Reproduce the listing below exactly, minus its pictures.

§ GIVEN INFORMATION
- - -

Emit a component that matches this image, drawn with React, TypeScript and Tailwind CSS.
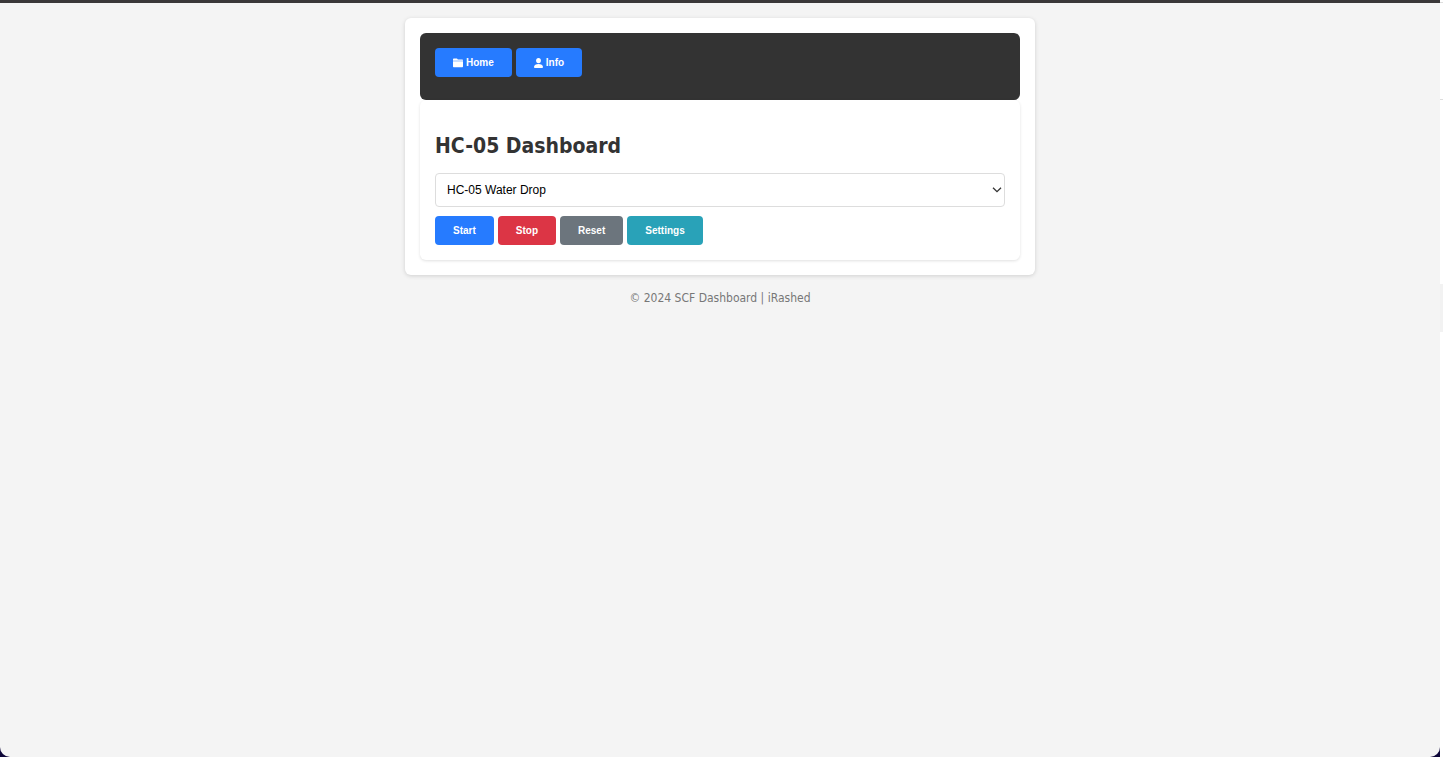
import { useState } from "react";
import type { ReactNode } from "react";

function FolderIcon() {
  return (
    <svg viewBox="0 0 10 10" className="h-[10px] w-[10px]" fill="currentColor" aria-hidden="true">
      <path d="M0 2.7V1.6C0 1 .4.6 1 .6h2.5c.4 0 .7.1.9.4l.5.5H9c.6 0 1 .4 1 1v.2z" />
      <path d="M0 3.3h10v5c0 .6-.4 1-1 1H1c-.6 0-1-.4-1-1z" />
    </svg>
  );
}

function PersonIcon() {
  return (
    <svg viewBox="0 0 9 10" className="h-[10px] w-[9px]" fill="currentColor" aria-hidden="true">
      <ellipse cx="4.5" cy="2.6" rx="2.4" ry="2.6" />
      <path d="M0 9C0 7.1 2 6 4.5 6S9 7.1 9 9c0 .6-.3 1-.9 1H.9C.3 10 0 9.6 0 9z" />
    </svg>
  );
}

function ActionButton({ color, children }: { color: string; children: ReactNode }) {
  return (
    <button
      type="button"
      className={`flex h-[29px] items-center gap-[3px] rounded-[4px] px-[18px] font-['Liberation_Sans',Arial,sans-serif] text-[10px] font-bold text-white ${color}`}
    >
      {children}
    </button>
  );
}

export default function App() {
  const [device, setDevice] = useState("water");

  return (
    <div className="flex min-h-screen bg-white pb-px font-['DejaVu_Sans_Condensed','DejaVu_Sans',sans-serif]">
      <div className="flex flex-1 flex-col bg-[#0d0638]">
        <div className="flex flex-1 flex-col items-center rounded-b-[10px] border-t-[3px] border-[#3a3839] bg-[#f4f4f4] pt-[15px]">
          <main className="w-full max-w-[630px] rounded-md bg-white p-[15px] shadow-[0_1px_4px_rgba(0,0,0,0.15)]">
            <nav className="flex gap-1 rounded-md bg-[#333333] px-[15px] pt-[15px] pb-[23px]">
              <ActionButton color="bg-[#267bff]">
                <FolderIcon />
                Home
              </ActionButton>
              <ActionButton color="bg-[#267bff]">
                <PersonIcon />
                Info
              </ActionButton>
            </nav>
            <section className="rounded-md px-[15px] pt-[30px] pb-[15px] shadow-[0_1px_3px_rgba(0,0,0,0.12)]">
              <h1 className="text-[21px] leading-8 font-bold text-[#333333]">HC-05 Dashboard</h1>
              <div className="relative mt-[11px]">
                <select
                  aria-label="Device"
                  value={device}
                  onChange={(event) => setDevice(event.target.value)}
                  className="block h-[34px] w-full appearance-none rounded-[4px] border border-[#dddddd] bg-white px-[11px] font-['Liberation_Sans',Arial,sans-serif] text-[12px] text-black"
                >
                  <option value="water">HC-05 Water Drop</option>
                </select>
                <svg
                  viewBox="0 0 10 6"
                  className="pointer-events-none absolute top-[14px] right-[3px] h-[6px] w-[10px]"
                  fill="none"
                  stroke="#333333"
                  strokeWidth="1.3"
                  aria-hidden="true"
                >
                  <path d="M1 0.7 5 4.7 9 0.7" />
                </svg>
              </div>
              <div className="mt-[9px] flex gap-1">
                <ActionButton color="bg-[#267bff]">Start</ActionButton>
                <ActionButton color="bg-[#dc3545]">Stop</ActionButton>
                <ActionButton color="bg-[#6c757d]">Reset</ActionButton>
                <ActionButton color="bg-[#29a2b8]">Settings</ActionButton>
              </div>
            </section>
          </main>
          <footer className="mt-[15px] text-[12px] leading-4 text-[#777777]">
            © 2024 SCF Dashboard | iRashed
          </footer>
        </div>
      </div>
      <div className="flex w-[3px] flex-col bg-white" aria-hidden="true">
        <div className="mt-[2px] h-[98px] border-y border-[#dddddd]" />
        <div className="mt-[184px] h-12 bg-[#f2f2f2]" />
      </div>
    </div>
  );
}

- - -

§ RESPONSE TO THE TASK
Emit a component that matches this image, drawn with React, TypeScript and Tailwind CSS.
import { useState } from "react";
import type { ReactNode } from "react";

function FolderIcon() {
  return (
    <svg viewBox="0 0 10 10" className="h-[10px] w-[10px]" fill="currentColor" aria-hidden="true">
      <path d="M0 2.7V1.6C0 1 .4.6 1 .6h2.5c.4 0 .7.1.9.4l.5.5H9c.6 0 1 .4 1 1v.2z" />
      <path d="M0 3.3h10v5c0 .6-.4 1-1 1H1c-.6 0-1-.4-1-1z" />
    </svg>
  );
}

function PersonIcon() {
  return (
    <svg viewBox="0 0 9 10" className="h-[10px] w-[9px]" fill="currentColor" aria-hidden="true">
      <ellipse cx="4.5" cy="2.6" rx="2.4" ry="2.6" />
      <path d="M0 9C0 7.1 2 6 4.5 6S9 7.1 9 9c0 .6-.3 1-.9 1H.9C.3 10 0 9.6 0 9z" />
    </svg>
  );
}

function ActionButton({ color, children }: { color: string; children: ReactNode }) {
  return (
    <button
      type="button"
      className={`flex h-[29px] items-center gap-[3px] rounded-[4px] px-[18px] font-['Liberation_Sans',Arial,sans-serif] text-[10px] font-bold text-white ${color}`}
    >
      {children}
    </button>
  );
}

export default function App() {
  const [device, setDevice] = useState("water");

  return (
    <div className="flex min-h-screen bg-white pb-px font-['DejaVu_Sans_Condensed','DejaVu_Sans',sans-serif]">
      <div className="flex flex-1 flex-col bg-[#0d0638]">
        <div className="flex flex-1 flex-col items-center rounded-b-[10px] border-t-[3px] border-[#3a3839] bg-[#f4f4f4] pt-[15px]">
          <main className="w-full max-w-[630px] rounded-md bg-white p-[15px] shadow-[0_1px_4px_rgba(0,0,0,0.15)]">
            <nav className="flex gap-1 rounded-md bg-[#333333] px-[15px] pt-[15px] pb-[23px]">
              <ActionButton color="bg-[#267bff]">
                <FolderIcon />
                Home
              </ActionButton>
              <ActionButton color="bg-[#267bff]">
                <PersonIcon />
                Info
              </ActionButton>
            </nav>
            <section className="rounded-md px-[15px] pt-[30px] pb-[15px] shadow-[0_1px_3px_rgba(0,0,0,0.12)]">
              <h1 className="text-[21px] leading-8 font-bold text-[#333333]">HC-05 Dashboard</h1>
              <div className="relative mt-[11px]">
                <select
                  aria-label="Device"
                  value={device}
                  onChange={(event) => setDevice(event.target.value)}
                  className="block h-[34px] w-full appearance-none rounded-[4px] border border-[#dddddd] bg-white px-[11px] font-['Liberation_Sans',Arial,sans-serif] text-[12px] text-black"
                >
                  <option value="water">HC-05 Water Drop</option>
                </select>
                <svg
                  viewBox="0 0 10 6"
                  className="pointer-events-none absolute top-[14px] right-[3px] h-[6px] w-[10px]"
                  fill="none"
                  stroke="#333333"
                  strokeWidth="1.3"
                  aria-hidden="true"
                >
                  <path d="M1 0.7 5 4.7 9 0.7" />
                </svg>
              </div>
              <div className="mt-[9px] flex gap-1">
                <ActionButton color="bg-[#267bff]">Start</ActionButton>
                <ActionButton color="bg-[#dc3545]">Stop</ActionButton>
                <ActionButton color="bg-[#6c757d]">Reset</ActionButton>
                <ActionButton color="bg-[#29a2b8]">Settings</ActionButton>
              </div>
            </section>
          </main>
          <footer className="mt-[15px] text-[12px] leading-4 text-[#777777]">
            © 2024 SCF Dashboard | iRashed
          </footer>
        </div>
      </div>
      <div className="flex w-[3px] flex-col bg-white" aria-hidden="true">
        <div className="mt-[2px] h-[98px] border-y border-[#dddddd]" />
        <div className="mt-[184px] h-12 bg-[#f2f2f2]" />
      </div>
    </div>
  );
}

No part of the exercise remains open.